• _Written task_: Lines containing the string "this" are to be counted; report the number and nothing more.
-- Exercise data start --
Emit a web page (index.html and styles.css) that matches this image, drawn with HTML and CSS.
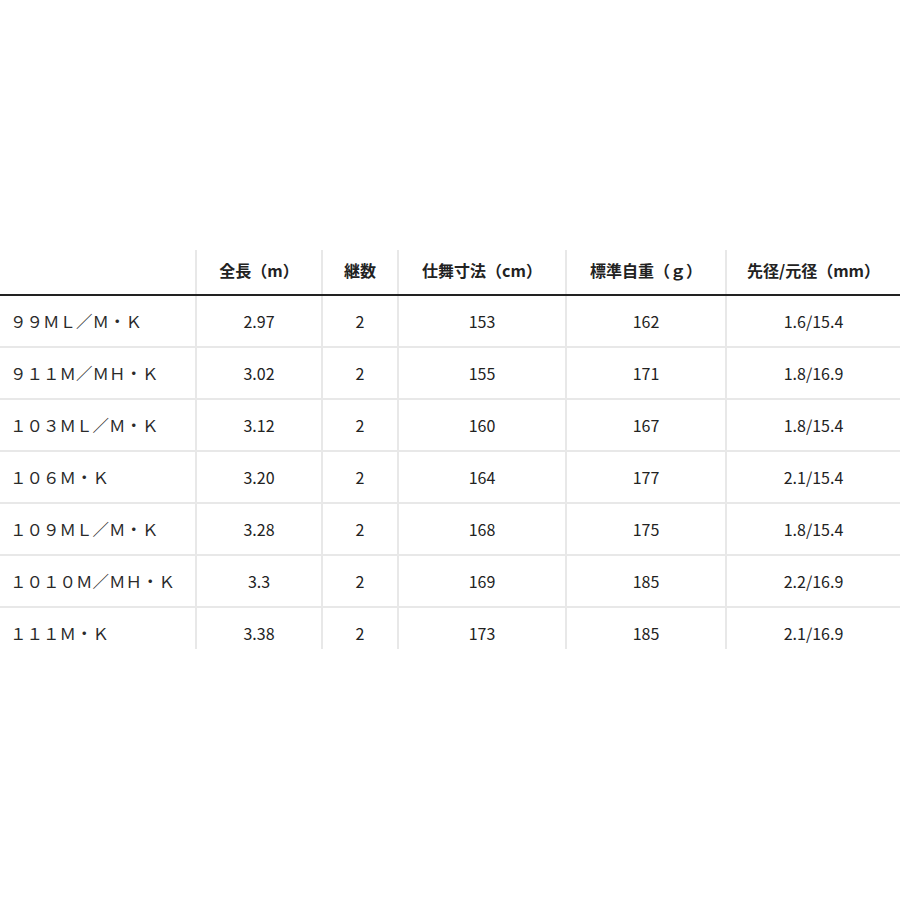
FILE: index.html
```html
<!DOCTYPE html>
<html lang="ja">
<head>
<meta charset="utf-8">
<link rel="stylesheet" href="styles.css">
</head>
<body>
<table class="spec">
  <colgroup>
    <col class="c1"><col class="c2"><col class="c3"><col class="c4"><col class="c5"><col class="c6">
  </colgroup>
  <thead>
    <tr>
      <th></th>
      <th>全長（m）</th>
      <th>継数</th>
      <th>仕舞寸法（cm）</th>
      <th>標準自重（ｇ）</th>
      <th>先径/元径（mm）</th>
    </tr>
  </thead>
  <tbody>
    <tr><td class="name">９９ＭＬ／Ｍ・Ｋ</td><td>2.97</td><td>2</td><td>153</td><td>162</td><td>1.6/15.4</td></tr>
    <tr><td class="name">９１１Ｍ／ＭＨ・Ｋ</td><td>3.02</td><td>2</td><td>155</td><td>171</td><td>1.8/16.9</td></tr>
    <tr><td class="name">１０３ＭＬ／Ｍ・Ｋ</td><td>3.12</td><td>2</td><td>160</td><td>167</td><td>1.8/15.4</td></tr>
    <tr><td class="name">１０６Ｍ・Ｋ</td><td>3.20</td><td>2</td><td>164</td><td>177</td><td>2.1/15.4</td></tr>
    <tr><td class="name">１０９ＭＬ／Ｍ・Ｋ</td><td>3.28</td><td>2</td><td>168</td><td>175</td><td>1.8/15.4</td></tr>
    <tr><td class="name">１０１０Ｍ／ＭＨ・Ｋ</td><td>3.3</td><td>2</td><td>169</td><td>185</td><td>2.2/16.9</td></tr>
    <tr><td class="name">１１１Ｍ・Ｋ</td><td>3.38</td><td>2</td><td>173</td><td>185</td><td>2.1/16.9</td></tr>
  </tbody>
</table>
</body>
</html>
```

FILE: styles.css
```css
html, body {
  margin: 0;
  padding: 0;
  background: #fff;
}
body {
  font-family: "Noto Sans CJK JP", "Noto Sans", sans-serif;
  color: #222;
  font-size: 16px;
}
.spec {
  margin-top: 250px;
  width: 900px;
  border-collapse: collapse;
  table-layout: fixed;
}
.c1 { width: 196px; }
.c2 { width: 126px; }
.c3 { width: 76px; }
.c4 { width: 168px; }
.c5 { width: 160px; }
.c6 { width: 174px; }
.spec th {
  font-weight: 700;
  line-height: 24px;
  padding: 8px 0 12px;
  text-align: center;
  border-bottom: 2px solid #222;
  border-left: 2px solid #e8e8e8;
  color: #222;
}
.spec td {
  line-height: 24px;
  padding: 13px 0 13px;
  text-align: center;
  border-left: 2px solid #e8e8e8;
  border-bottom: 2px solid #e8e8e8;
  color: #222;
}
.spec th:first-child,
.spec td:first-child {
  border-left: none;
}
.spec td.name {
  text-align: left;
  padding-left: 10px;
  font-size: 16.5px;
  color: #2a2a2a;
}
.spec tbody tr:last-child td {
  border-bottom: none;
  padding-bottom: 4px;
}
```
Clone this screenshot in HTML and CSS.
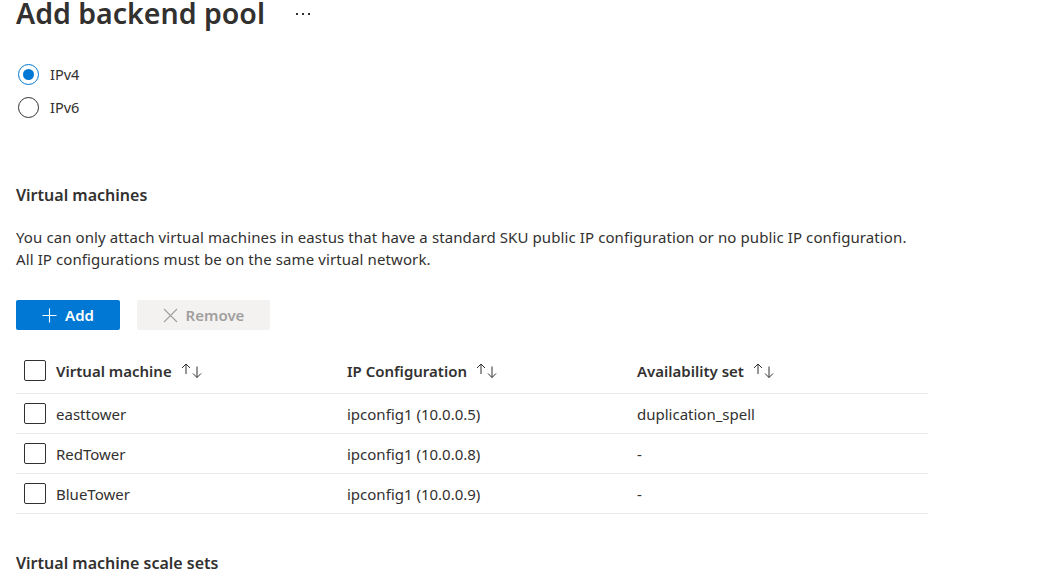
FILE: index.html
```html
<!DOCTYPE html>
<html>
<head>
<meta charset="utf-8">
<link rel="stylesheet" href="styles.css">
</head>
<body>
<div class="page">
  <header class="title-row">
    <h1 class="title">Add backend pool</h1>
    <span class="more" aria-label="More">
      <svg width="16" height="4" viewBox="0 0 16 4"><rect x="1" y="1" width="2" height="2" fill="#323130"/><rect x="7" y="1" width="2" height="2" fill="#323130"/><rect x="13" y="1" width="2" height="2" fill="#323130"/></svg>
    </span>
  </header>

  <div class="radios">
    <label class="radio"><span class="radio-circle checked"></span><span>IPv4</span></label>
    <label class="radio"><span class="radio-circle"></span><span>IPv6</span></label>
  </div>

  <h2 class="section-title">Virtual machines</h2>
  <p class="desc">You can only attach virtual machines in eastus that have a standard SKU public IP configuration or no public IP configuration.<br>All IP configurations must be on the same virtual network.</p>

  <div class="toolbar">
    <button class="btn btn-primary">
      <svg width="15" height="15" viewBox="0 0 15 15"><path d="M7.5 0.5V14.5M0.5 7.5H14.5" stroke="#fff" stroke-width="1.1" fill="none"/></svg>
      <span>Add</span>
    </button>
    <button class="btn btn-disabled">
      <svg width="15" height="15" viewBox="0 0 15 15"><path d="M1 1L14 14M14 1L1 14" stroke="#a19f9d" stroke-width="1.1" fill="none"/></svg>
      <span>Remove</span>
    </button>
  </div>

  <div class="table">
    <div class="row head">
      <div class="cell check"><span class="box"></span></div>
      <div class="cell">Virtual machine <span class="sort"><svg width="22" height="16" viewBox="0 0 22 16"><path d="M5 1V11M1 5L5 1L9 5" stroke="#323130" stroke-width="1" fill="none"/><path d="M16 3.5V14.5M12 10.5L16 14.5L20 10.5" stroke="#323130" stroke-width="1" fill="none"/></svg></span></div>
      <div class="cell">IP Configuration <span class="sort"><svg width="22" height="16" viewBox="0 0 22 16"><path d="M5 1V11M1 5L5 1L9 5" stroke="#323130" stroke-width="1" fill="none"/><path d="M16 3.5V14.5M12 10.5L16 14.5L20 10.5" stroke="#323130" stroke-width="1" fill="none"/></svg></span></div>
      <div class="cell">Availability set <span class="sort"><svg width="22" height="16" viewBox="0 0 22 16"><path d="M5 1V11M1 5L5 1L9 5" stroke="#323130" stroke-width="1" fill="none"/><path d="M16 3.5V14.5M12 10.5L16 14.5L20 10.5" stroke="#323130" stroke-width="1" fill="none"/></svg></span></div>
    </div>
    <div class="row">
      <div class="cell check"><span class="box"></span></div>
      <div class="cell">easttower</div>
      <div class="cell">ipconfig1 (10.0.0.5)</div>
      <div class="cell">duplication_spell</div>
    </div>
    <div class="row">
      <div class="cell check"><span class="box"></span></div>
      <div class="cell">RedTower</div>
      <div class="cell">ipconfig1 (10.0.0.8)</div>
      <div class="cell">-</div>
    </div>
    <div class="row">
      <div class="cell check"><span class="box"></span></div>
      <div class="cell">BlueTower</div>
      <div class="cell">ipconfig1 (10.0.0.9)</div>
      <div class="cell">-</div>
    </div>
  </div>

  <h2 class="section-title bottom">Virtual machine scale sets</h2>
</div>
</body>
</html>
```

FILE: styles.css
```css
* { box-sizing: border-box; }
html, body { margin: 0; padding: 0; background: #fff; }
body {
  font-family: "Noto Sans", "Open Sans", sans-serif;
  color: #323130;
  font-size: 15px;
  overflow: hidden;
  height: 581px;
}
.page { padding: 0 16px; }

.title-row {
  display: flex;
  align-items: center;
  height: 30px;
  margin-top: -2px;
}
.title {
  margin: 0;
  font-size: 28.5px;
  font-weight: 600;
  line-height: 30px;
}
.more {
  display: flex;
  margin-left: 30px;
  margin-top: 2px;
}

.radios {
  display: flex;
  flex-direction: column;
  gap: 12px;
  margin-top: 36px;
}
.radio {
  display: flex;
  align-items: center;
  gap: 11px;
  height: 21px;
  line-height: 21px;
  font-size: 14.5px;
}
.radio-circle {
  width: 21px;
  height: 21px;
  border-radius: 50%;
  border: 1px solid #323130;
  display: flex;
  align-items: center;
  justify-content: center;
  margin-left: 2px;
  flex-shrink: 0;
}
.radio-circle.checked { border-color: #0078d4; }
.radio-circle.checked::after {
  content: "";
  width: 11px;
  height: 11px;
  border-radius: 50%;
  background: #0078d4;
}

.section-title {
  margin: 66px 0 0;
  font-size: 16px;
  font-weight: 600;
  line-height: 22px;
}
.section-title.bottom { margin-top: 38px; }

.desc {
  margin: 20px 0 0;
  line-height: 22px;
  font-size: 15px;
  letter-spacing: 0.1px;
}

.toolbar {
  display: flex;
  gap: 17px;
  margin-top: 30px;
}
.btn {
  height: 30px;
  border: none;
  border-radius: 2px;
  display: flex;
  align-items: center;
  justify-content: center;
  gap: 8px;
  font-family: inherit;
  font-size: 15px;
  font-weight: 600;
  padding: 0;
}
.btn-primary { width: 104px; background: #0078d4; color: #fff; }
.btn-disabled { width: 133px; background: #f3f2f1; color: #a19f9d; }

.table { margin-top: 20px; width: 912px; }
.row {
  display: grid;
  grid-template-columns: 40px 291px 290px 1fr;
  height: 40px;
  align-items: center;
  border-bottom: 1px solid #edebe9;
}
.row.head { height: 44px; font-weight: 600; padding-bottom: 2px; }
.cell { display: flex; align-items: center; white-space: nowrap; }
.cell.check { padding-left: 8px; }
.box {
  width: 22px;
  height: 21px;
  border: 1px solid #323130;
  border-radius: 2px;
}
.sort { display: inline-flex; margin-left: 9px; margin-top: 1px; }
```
-- Exercise data end --
• _Final answer_: 2